# GIVEN DATA
——

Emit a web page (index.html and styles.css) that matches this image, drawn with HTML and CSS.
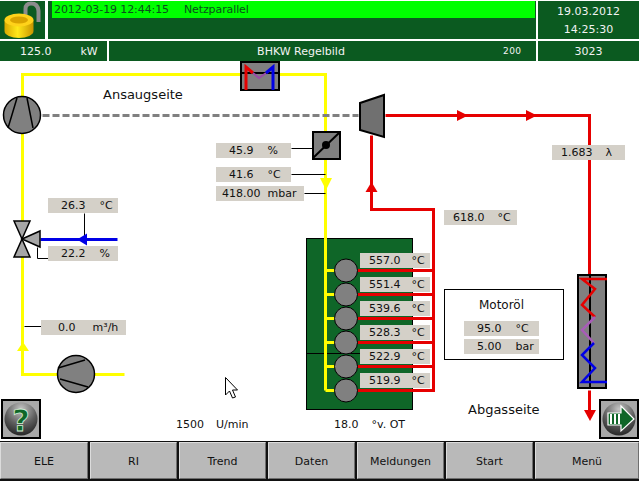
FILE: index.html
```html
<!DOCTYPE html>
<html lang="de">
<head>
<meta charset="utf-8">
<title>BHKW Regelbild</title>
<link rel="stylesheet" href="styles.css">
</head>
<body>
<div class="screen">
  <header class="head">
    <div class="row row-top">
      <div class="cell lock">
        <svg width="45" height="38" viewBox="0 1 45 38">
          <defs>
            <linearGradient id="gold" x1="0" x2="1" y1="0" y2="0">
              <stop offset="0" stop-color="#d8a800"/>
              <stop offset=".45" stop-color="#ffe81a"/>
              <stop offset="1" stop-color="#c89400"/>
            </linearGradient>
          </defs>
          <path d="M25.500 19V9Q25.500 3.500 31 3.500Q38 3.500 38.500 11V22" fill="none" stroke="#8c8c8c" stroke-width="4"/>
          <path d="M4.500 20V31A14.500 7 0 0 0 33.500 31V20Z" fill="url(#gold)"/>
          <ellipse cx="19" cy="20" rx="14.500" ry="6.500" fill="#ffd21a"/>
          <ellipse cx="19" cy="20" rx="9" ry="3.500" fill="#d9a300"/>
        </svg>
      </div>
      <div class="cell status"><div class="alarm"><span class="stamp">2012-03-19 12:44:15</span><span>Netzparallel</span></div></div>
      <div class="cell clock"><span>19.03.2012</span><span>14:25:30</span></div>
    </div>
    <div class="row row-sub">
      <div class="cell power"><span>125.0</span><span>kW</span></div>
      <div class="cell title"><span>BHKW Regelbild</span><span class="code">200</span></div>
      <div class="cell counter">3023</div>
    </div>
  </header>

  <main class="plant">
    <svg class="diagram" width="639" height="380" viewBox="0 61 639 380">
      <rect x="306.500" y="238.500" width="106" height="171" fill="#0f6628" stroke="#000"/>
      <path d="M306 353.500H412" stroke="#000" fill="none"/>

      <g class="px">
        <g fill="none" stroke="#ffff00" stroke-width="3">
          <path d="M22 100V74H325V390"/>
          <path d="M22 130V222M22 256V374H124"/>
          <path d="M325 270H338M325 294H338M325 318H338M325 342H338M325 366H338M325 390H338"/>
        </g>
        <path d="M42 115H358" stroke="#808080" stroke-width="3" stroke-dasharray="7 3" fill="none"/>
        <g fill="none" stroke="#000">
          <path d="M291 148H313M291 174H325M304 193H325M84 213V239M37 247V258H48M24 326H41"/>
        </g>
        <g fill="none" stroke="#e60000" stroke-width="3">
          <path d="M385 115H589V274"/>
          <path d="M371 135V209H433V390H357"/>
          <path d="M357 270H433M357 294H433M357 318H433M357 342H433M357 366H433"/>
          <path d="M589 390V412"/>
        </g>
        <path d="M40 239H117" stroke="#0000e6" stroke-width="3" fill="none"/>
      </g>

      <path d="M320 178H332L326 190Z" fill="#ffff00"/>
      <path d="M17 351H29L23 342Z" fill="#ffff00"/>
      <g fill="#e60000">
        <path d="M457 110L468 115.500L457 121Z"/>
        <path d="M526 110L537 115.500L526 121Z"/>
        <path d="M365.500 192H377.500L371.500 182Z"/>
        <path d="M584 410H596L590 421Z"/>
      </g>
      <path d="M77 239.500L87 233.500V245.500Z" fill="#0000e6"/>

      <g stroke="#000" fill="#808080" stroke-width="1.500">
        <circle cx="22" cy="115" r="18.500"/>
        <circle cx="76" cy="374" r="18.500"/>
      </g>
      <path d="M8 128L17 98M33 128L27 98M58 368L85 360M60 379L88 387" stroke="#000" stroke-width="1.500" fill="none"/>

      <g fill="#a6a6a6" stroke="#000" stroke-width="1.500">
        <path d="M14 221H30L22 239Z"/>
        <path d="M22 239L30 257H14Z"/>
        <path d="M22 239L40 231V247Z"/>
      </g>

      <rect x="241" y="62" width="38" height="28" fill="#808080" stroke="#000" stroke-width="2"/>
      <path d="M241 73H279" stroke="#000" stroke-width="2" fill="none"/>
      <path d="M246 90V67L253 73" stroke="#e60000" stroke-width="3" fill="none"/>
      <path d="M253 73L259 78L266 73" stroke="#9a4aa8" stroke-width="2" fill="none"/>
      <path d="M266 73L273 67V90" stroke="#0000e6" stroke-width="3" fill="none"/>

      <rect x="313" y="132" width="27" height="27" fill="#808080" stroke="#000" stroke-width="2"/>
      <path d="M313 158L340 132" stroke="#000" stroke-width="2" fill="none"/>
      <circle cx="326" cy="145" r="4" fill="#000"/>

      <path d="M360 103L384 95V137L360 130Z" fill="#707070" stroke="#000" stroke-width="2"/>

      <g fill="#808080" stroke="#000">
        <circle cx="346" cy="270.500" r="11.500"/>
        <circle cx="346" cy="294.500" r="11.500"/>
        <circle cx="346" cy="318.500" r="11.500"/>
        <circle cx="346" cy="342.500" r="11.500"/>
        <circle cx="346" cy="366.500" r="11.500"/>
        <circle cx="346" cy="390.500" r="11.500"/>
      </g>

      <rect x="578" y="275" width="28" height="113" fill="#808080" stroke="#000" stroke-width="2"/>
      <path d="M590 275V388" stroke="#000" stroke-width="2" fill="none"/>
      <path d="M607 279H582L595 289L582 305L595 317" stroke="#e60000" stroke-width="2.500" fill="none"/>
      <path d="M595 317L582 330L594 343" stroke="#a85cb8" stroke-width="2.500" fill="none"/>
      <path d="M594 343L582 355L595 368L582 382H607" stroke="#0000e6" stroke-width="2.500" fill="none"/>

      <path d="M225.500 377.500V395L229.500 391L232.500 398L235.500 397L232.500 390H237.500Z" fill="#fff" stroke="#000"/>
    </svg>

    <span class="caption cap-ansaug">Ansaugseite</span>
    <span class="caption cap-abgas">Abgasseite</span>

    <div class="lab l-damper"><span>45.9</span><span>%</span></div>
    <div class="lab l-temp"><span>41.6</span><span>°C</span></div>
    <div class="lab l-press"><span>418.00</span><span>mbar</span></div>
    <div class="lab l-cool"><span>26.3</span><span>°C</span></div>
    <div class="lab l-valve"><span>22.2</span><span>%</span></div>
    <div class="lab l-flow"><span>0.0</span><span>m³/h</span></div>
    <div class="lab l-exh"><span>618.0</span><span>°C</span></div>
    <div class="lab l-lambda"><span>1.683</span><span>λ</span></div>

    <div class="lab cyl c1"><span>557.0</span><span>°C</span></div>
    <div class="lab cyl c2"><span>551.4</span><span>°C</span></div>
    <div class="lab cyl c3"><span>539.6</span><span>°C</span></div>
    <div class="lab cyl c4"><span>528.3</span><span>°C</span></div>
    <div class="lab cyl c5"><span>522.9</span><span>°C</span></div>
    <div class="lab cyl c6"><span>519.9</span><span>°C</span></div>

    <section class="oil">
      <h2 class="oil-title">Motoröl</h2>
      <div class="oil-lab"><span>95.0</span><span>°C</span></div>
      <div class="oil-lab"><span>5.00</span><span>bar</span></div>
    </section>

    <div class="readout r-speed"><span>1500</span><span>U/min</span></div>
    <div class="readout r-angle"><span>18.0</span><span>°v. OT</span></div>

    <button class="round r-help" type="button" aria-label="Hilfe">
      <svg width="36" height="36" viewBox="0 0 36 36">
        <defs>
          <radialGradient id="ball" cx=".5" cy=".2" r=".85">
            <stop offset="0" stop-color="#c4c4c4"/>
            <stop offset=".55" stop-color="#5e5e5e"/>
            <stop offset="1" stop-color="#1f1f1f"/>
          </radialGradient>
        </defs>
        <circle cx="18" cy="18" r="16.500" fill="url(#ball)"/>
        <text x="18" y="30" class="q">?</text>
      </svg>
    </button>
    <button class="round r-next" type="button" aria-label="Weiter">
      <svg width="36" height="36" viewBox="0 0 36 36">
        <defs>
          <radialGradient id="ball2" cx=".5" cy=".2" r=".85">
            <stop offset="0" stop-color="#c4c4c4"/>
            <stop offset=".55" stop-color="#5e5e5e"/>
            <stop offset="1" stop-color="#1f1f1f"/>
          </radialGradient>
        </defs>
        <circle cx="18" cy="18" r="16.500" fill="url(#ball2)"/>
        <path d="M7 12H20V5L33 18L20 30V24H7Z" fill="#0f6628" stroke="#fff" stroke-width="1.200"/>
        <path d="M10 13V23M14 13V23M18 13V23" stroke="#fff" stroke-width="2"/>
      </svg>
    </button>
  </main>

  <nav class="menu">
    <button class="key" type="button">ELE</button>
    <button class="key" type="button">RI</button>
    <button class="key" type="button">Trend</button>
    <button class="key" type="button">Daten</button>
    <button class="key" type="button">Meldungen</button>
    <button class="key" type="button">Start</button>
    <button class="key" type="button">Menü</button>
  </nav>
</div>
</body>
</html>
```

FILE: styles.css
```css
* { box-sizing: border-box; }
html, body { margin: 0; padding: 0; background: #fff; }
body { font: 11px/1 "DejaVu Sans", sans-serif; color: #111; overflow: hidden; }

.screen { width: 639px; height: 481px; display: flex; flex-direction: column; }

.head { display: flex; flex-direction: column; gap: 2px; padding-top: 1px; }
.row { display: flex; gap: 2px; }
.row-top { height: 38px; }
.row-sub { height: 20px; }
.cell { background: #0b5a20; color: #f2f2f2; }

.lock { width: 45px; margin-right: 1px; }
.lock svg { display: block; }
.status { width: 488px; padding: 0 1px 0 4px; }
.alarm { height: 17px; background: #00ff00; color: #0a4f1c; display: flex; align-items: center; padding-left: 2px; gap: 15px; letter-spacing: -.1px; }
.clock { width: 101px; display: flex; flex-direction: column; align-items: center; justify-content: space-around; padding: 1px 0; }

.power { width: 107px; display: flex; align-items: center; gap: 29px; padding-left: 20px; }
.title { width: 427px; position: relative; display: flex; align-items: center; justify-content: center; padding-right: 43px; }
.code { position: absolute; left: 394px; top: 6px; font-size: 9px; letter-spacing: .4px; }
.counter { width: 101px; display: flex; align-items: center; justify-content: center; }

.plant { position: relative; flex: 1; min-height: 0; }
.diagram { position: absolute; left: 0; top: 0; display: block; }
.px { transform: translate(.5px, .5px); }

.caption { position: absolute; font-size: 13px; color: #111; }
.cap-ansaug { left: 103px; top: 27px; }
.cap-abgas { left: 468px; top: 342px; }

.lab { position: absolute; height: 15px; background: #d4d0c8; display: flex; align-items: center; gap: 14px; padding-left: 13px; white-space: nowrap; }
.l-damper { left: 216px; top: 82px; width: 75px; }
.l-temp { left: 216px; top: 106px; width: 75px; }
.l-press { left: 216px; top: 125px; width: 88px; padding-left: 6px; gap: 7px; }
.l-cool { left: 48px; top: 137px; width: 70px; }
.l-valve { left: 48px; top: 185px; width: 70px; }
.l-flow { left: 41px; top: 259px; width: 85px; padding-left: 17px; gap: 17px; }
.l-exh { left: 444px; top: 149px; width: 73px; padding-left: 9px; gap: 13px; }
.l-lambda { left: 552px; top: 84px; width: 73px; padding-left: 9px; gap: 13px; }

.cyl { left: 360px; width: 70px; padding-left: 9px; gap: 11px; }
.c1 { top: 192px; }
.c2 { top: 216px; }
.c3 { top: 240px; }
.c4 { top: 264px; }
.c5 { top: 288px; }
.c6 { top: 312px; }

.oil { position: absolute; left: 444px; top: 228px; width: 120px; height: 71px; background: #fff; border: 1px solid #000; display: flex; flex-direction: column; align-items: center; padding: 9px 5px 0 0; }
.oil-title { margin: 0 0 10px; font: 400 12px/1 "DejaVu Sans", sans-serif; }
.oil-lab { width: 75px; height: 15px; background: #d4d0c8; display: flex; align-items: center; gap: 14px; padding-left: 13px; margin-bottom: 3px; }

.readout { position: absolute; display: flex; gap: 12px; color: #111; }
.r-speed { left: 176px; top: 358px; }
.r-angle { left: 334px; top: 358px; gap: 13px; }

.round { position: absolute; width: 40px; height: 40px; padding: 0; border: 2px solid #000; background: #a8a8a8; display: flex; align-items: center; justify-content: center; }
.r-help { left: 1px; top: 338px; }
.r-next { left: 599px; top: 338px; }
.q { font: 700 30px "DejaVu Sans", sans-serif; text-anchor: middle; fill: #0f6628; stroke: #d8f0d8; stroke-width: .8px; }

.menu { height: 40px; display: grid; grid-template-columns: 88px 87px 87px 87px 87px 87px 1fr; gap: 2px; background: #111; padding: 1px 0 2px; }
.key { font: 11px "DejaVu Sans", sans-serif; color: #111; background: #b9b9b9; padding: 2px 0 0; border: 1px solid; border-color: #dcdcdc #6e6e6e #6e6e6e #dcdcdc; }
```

——

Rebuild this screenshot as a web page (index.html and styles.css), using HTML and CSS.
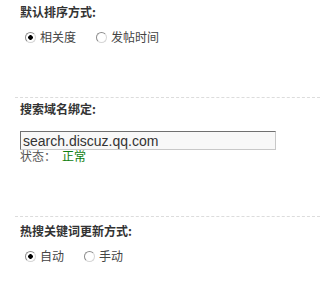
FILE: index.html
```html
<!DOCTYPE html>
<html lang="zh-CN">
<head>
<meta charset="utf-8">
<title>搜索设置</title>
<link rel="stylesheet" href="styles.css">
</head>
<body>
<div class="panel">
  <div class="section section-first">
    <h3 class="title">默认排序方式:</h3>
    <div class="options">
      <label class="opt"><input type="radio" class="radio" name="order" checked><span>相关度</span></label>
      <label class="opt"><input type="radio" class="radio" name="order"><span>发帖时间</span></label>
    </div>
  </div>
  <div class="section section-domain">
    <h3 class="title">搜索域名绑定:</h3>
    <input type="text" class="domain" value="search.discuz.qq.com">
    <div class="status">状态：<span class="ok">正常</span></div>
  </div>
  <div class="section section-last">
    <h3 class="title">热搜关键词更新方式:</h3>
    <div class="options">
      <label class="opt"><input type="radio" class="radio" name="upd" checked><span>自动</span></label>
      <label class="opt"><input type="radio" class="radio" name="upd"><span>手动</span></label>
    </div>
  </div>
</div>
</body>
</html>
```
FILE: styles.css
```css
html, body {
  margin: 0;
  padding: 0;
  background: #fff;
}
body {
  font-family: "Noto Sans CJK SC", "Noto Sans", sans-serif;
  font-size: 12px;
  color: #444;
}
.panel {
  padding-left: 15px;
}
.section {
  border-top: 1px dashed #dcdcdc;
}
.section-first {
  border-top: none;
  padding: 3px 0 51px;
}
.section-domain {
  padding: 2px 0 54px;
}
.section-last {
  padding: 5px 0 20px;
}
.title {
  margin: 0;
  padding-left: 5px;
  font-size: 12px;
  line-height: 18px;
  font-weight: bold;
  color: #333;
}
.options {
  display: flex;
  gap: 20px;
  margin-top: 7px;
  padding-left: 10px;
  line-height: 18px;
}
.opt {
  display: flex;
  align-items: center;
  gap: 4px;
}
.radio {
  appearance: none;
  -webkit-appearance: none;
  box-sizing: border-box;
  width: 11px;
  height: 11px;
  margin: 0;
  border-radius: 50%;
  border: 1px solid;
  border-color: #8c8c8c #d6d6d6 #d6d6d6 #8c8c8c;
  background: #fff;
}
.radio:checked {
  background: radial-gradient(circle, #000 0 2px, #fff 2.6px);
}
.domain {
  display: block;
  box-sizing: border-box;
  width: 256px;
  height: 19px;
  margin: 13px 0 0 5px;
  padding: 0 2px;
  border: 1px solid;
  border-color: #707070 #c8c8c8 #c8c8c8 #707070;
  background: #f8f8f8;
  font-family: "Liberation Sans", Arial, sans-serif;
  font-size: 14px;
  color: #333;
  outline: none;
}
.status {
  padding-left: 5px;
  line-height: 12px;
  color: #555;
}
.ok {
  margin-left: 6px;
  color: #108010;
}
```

——

# GIVEN EXERCISE
Copy all lines from the data that hold the word "page".

# CORRECT RESPONSE
Emit a web page (index.html and styles.css) that matches this image, drawn with HTML and CSS.
Rebuild this screenshot as a web page (index.html and styles.css), using HTML and CSS.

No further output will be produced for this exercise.